Данное определение содержит одновременно указание как на направление предпринимаемого анализа, так и, в известной сте­пени, на его методику, поскольку, в отличие от лингвистических работ, посвященных анализу собственно языковых объектов разных уровней (например, от фонемы до текста), предлагаемое исследование посвящено анализу когнитивных процессов – т.е. структуре процессов, происходящих в уме носителя языка, принадлежащего к определенному направлению общественной мысли, при производстве им конкретного коммуникативного манифестанта, а также процессам, обусловливающим его понимание и зависимость восприятия направленного на адресата коммуниката (в терминологии пражских функционалистов) от избранной формы речевого воздействия.

 

Литература

 

1.     Брокмейер Й., Харе Р. Нарратив: проблемы и обещания одной альтернативной парадигмы / Й. Брокмейер, Р. Харе // Вопросы философии. – 2000. – № 3. – С. 29-42.

2.     Дейк Т. ван.
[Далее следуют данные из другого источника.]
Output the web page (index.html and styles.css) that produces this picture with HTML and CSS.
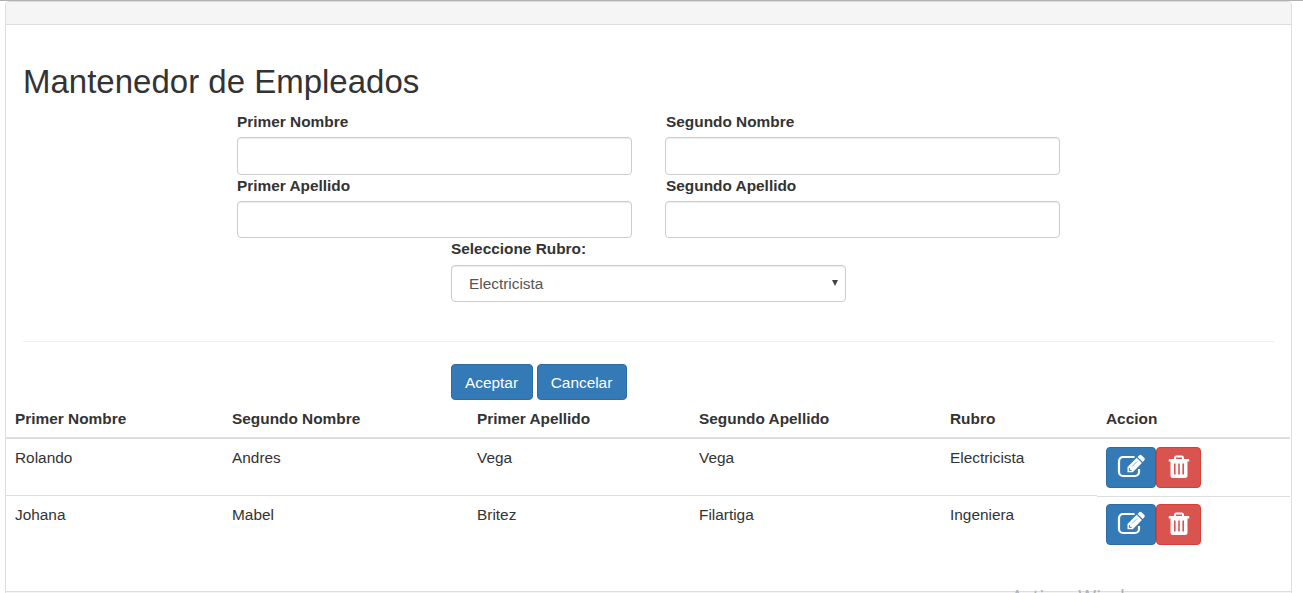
FILE: index.html
```html
<!DOCTYPE html>
<html lang="es">
<head>
<meta charset="utf-8">
<title>Mantenedor de Empleados</title>
<link rel="stylesheet" href="styles.css">
</head>
<body>
<svg class="sprite" aria-hidden="true">
  <symbol id="edit" viewBox="0 0 28 24">
    <path d="M17.500 3H6a4 4 0 0 0-4 4v11a4 4 0 0 0 4 4h12a4 4 0 0 0 4-4v-3" fill="none" stroke="currentColor" stroke-width="2.200"/>
    <path d="M10.500 13 19.700 3.800l5.200 5.200L15.700 18.200H10.500z" fill="currentColor"/>
    <path d="M20.600 2.900 22.300 1.200q1.100-1.100 2.200 0L27.300 4q1.100 1.100 0 2.200L25.800 8.100z" fill="currentColor"/>
    <path d="M12.400 14.200v2.200h2.200" fill="none" stroke="#337ab7" stroke-width="1"/>
    <path d="M15.200 12.400l5-5" fill="none" stroke="#337ab7" stroke-width=".6"/>
  </symbol>
  <symbol id="trash" viewBox="0 0 22 24">
    <path d="M7 4V2.800Q7 1.500 8.300 1.500h5.400Q15 1.500 15 2.800V4" fill="none" stroke="currentColor" stroke-width="2"/>
    <path d="M1.500 4h19q.8 0 .8.800v1.700H.7V4.800q0-.8.800-.8z" fill="currentColor"/>
    <path fill-rule="evenodd" d="M2.500 6h17v14.500q0 2.500-2.500 2.500H5q-2.500 0-2.500-2.500zM6 8.500v11h1.600v-11zm4.200 0v11h1.600v-11zm4.200 0v11H16v-11z" fill="currentColor"/>
  </symbol>
</svg>
<main class="panel">
  <header class="panel-heading"></header>
  <form class="panel-body">
    <h2>Mantenedor de Empleados</h2>
    <div class="fields">
      <div class="field"><label for="n1">Primer Nombre</label><input id="n1" type="text"></div>
      <div class="field"><label for="n2">Segundo Nombre</label><input id="n2" type="text"></div>
      <div class="field"><label for="a1">Primer Apellido</label><input id="a1" type="text"></div>
      <div class="field"><label for="a2">Segundo Apellido</label><input id="a2" type="text"></div>
    </div>
    <div class="field rubro">
      <label for="r">Seleccione Rubro:</label>
      <div class="select" id="r"><span>Electricista</span><svg class="caret" viewBox="0 0 6 6"><path d="M0 0h6L3 6z"/></svg></div>
    </div>
    <hr>
    <div class="buttons"><button type="button" class="btn accept">Aceptar</button><button type="button" class="btn cancel">Cancelar</button></div>
  </form>
  <table>
    <colgroup><col class="c1"><col class="c2"><col class="c3"><col class="c4"><col class="c5"><col></colgroup>
    <thead><tr><th>Primer Nombre</th><th>Segundo Nombre</th><th>Primer Apellido</th><th>Segundo Apellido</th><th>Rubro</th><th>Accion</th></tr></thead>
    <tbody>
      <tr><td>Rolando</td><td>Andres</td><td>Vega</td><td>Vega</td><td>Electricista</td><td><div class="actions"><button class="act edit"><svg><use href="#edit"/></svg></button><button class="act trash"><svg><use href="#trash"/></svg></button></div></td></tr>
      <tr><td>Johana</td><td>Mabel</td><td>Britez</td><td>Filartiga</td><td>Ingeniera</td><td><div class="actions"><button class="act edit"><svg><use href="#edit"/></svg></button><button class="act trash"><svg><use href="#trash"/></svg></button></div></td></tr>
    </tbody>
  </table>
  <footer class="panel-footer"></footer>
</main>
<div class="watermark">Activar Windows</div>
</body>
</html>
```
FILE: styles.css
```css
* { box-sizing: border-box; }
body {
  margin: 0;
  height: 593px;
  overflow: hidden;
  position: relative;
  border-top: 1px solid #b0b0b0;
  background: #fff;
  color: #333;
  font: 15.4px/22px "Liberation Sans", Arial, sans-serif;
}
.sprite { position: absolute; width: 0; height: 0; }
.panel {
  width: 1287px;
  height: 610px;
  margin-left: 5px;
  border: 1px solid #ddd;
  border-radius: 4px;
}
.panel-heading { height: 23px; background: #f5f5f5; border-bottom: 1px solid #ddd; border-radius: 3px 3px 0 0; }
.panel-body { height: 375px; padding: 39px 17px 0; }
h2 { margin: 0 0 10px; font-size: 33px; line-height: 36px; font-weight: 500; }
.fields {
  display: grid;
  grid-template-columns: 395px 395px;
  column-gap: 33px;
  margin-left: 214px;
}
.field { height: 64px; display: flex; flex-direction: column; }
.field:nth-child(n+3) { height: 63px; }
label { height: 22px; margin-bottom: 5px; line-height: 24px; font-weight: 700; flex: none; }
input, .select {
  width: 395px;
  height: 37px;
  flex: none;
  border: 1px solid #ccc;
  border-radius: 4px;
  background: #fff;
  box-shadow: inset 0 1px 1px rgba(0,0,0,.075);
}
.field:nth-child(-n+2) input { height: 38px; }
.field:nth-child(2n) label { padding-left: 1px; }
.field.rubro { height: 64px; margin-left: 428px; }
.rubro label { margin-bottom: 6px; }
.select { display: flex; align-items: center; justify-content: space-between; padding: 1px 7px 0 17px; color: #555; }
.caret { width: 6px; height: 6px; fill: #444; margin-top: -3px; }
hr { height: 1px; margin: 40px 0 22px; border: 0; background: #eee; }
.buttons { display: flex; gap: 4px; margin-left: 428px; }
.btn {
  height: 36px;
  padding: 2px 1px 0 0;
  border: 1px solid #2e6da4;
  border-radius: 4px;
  background: #337ab7;
  color: #fff;
  font: inherit;
}
.accept { width: 82px; }
.cancel { width: 90px; }
table { width: 1284px; table-layout: fixed; border-collapse: separate; border-spacing: 0; }
.c1 { width: 217px; }
.c2 { width: 245px; }
.c3 { width: 222px; }
.c4 { width: 251px; }
.c5 { width: 156px; }
th, td { padding: 8px 9px 0; text-align: left; vertical-align: top; }
th { height: 39px; border-bottom: 2px solid #ddd; }
td { height: 57px; }
tbody tr:first-child td:not(:last-child) { border-bottom: 1px solid #ddd; }
tbody tr:last-child td:last-child { border-top: 1px solid #ddd; padding-top: 7px; }
.actions { display: flex; }
.act { height: 41px; padding: 0; border: 1px solid; border-radius: 4px; color: #fff; display: flex; align-items: center; justify-content: center; }
.act.edit { width: 50px; background: #337ab7; border-color: #2e6da4; }
.act.trash { width: 45px; background: #d9534f; border-color: #d43f3a; }
.edit svg { width: 28px; height: 24px; margin-top: -3px; }
.trash svg { width: 22px; height: 24px; margin-top: -2px; }
.panel-footer { height: 30px; margin-top: 38px; border-top: 1px solid #ddd; background: #f5f5f5; }
.watermark { position: absolute; left: 1011px; top: 583px; color: #b0b0b0; font: 19.5px/26px "Open Sans", sans-serif; white-space: nowrap; }
```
Язык. Познание. Коммуникация / Т. ван. Дейк. – М., 1989. – 312 с.

3.     Водак Р. Язык. Дискурс. Политика / Р. Водак. – Волгоград, 1997. – 137 с.

4.     Грушина Б.А. Массовое сознание / Б.А. Грушина. – М., 1987. – 368 с.

5.     Динсмор Дж.  Ментальные пространства с функциональной точки зрения / Дж. Динсмор // Язык  интеллект. – М., 1995. – С. 385-411.

6.     Караулов Ю.Н. Русский язык и языковая личность / Ю.Н. Караулов. – М., 1987. – 261 с.

7.     Караулов Ю.Н. Показатели национального менталитета в ассоциативно-вербальной сети / Ю.Н. Караулов // Языковое сознание и образ мира. – М., 2000. – С. 191-206.

8.     Кубрякова Е.С. Об исследовании дискурса в современной лингвистике / Е.С. Кубрякова // Филология и культура. Материалы 3-й Международной конференции. Ч. 1. – Тамбов, 2001. – С. 8-11.

9.     Лакофф Дж.  Когнитивная семантика / Дж. Лакофф // Язык и интеллект. – М., 1995. – С. 143-184.

10.  Лакофф Дж., Джонсон М. Метафоры, которыми мы живем / Дж. Лакофф, М. Джонсон // Язык и моделирование социального взаимодействия: Переводы. – М., 1987. – С. 126-172.

11.  Романов А.А. Политическая лингвистика / А.А. Романов. – М.-Тверь, 2002.

12.  Солсо Р.Л. Когнитивная психология / Р.Л. Солсо. – М., 1996. – 600 с.